Reflecting on the quality of launches on the platform, the majority of the coins (>99%) have a market cap of less than $100k. Given the nature of crypto, these stats were expected from the platform, but they still show how driven by greed people were and how they believed they could build wealth from such coins.
Seeing this retail demand and everyone buying into memecoins and new token launches in the hope of making it big, there were some significant cases of insider trading involving large memecoins. One such case was the Libra token, and dozens more followed.

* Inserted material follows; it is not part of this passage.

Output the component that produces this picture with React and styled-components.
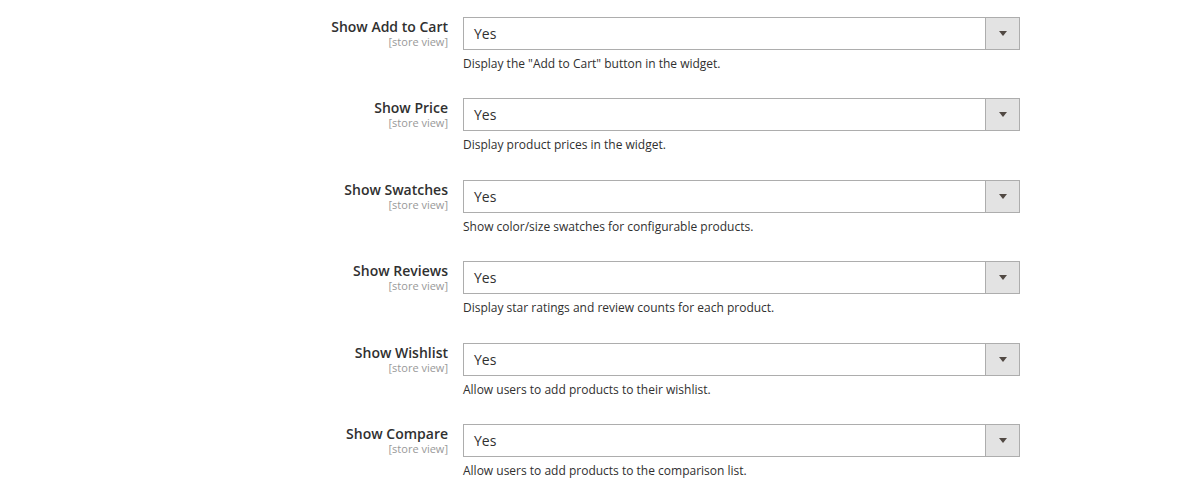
import React from 'react';
import styled, { createGlobalStyle } from 'styled-components';

const GlobalStyle = createGlobalStyle`
  body {
    margin: 0;
    background: #ffffff;
    font-family: 'Open Sans', 'Liberation Sans', sans-serif;
    color: #303030;
  }
`;

const Fieldset = styled.div`
  display: flex;
  flex-direction: column;
  padding-top: 17px;
`;

const Row = styled.div`
  display: flex;
  height: 81.4px;
`;

const Label = styled.div`
  width: 448px;
  padding-top: 1px;
  padding-right: 15px;
  display: flex;
  flex-direction: column;
  align-items: flex-end;
`;

const Title = styled.span`
  font-size: 14px;
  font-weight: 600;
  line-height: 18px;
  color: #303030;
`;

const Scope = styled.span`
  font-size: 11px;
  line-height: 12px;
  color: #999999;
`;

const Control = styled.div`
  display: flex;
  flex-direction: column;
  width: 557px;
`;

const Select = styled.div`
  display: flex;
  height: 33px;
  box-sizing: border-box;
  border: 1px solid #adadad;
  background: #ffffff;
`;

const Value = styled.div`
  flex: 1;
  padding-left: 10px;
  font-size: 14px;
  line-height: 31px;
  color: #303030;
`;

const Arrow = styled.div`
  width: 33px;
  border-left: 1px solid #adadad;
  background: #e3e3e3;
  display: flex;
  align-items: center;
  justify-content: center;
  &::after {
    content: '';
    border-left: 4px solid transparent;
    border-right: 4px solid transparent;
    border-top: 5px solid #514943;
  }
`;

const Note = styled.div`
  margin-top: 5px;
  font-size: 12px;
  line-height: 17px;
  color: #303030;
`;

const fields = [
  ['Show Add to Cart', 'Display the "Add to Cart" button in the widget.'],
  ['Show Price', 'Display product prices in the widget.'],
  ['Show Swatches', 'Show color/size swatches for configurable products.'],
  ['Show Reviews', 'Display star ratings and review counts for each product.'],
  ['Show Wishlist', 'Allow users to add products to their wishlist.'],
  ['Show Compare', 'Allow users to add products to the comparison list.'],
];

const App = () => (
  <>
    <GlobalStyle />
    <Fieldset>
      {fields.map(([title, note]) => (
        <Row key={title}>
          <Label>
            <Title>{title}</Title>
            <Scope>[store view]</Scope>
          </Label>
          <Control>
            <Select>
              <Value>Yes</Value>
              <Arrow />
            </Select>
            <Note>{note}</Note>
          </Control>
        </Row>
      ))}
    </Fieldset>
  </>
);

export default App;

If you were active on CT during that time, you might recognise this phrase, “Yeah, we’re trying to max extract on this one” said by the one and only Hayden Davis in a group chat.
On that note, the celebrity coins weren’t a standalone launch; they were often orchestrated by players like “Sahil Arora,” who assisted celebrities (including Caitlyn Jenner, Rich the Kid, and more) with the entire process of launching the coin, hyping it, and dumping it on their audience.
The industry had its fair share of snipers lurking around every token launch, who would buy a significant share of the token supply early when liquidity was thin and then sell slowly, making a profit. In contrast, insider trading is even more lethal because a few individuals gain early access to the token launch, make massive purchases, and sell later for a profit. While sniping has the edge of code, insider trading has the edge of information. This information arbitrage is what makes such trades highly profitable, especially with celebrity coins. These insiders usually make the buys before the official announcement and make a good buck because, post-announcement, the token skyrockets in valuation with retail traders buying in.
This same script was used repeatedly with different celebrity coins, where insiders extracted funds from retail investors. But in the end, users stopped paying any attention to such launches and considered them scams in the first place. Their initial decision not to consider them a fraud was due to the success of the Trump token, which in one day reached ~$14.5 billion in valuation, and to the fact that most onchain users were not positioned, as they initially considered it a scam. It wasn’t the case that the Trump token was always an “up-only” chart, but it wasn’t as malicious as others.
The Year of Major Hacks
This year was different in another way: in previous years, we didn’t see many legacy DeFi protocols get hacked. However, this year, we saw some excellent protocols targeted by exploiters. The two most significant events include GMX V1 and Balancer V2, each of which was hacked for $42 million (later recovered) and over $120 million, respectively. Hackers also stole over $220 million in a single attack, prompting Sui chain validators to intervene during the Cetus hack and raising questions about the immutable nature of blockchains. Still, for the users who got their funds back, that’s what matters.
On the other side of the fence, we saw one massive centralised failure: Bybit saw exploiters withdraw ~$1.5 billion, and an Iranian exchange, Nobitex, was targeted by pro-Israel hackers and lost $100m in funds.
This year was unusual, with many tail events taking DeFi and CeFi by storm and in total, we recorded a loss of ~$3 billion, exceeding last year’s numbers. In most attacks, DPRK appears to be the primary exploiter, funding its regime via crypto hacks.
On the other hand, if you look at the fraction of TVL that gets hacked on Ethereum, it’s decreasing. We are moving into the “Low Risk DeFi” phase, as Vitalik mentioned in his article in September this year.
As DeFi grows, the risk of participation is decreasing. As this risk decreases, we are moving towards the next phase of adoption, enabling us to serve the global permissionless finance market. Nonetheless, the DeFi hacks happening throughout the year still highlight the tail risk that we are all exposed to. However, as the ecosystem grows, more traditional tools get their opportunity to be introduced: isolation, insurance. A great example of this is the Aave app, which is going to onboard many new users into DeFi with better coverage and insurance than traditional banks, aligning Aave as the onchain bank.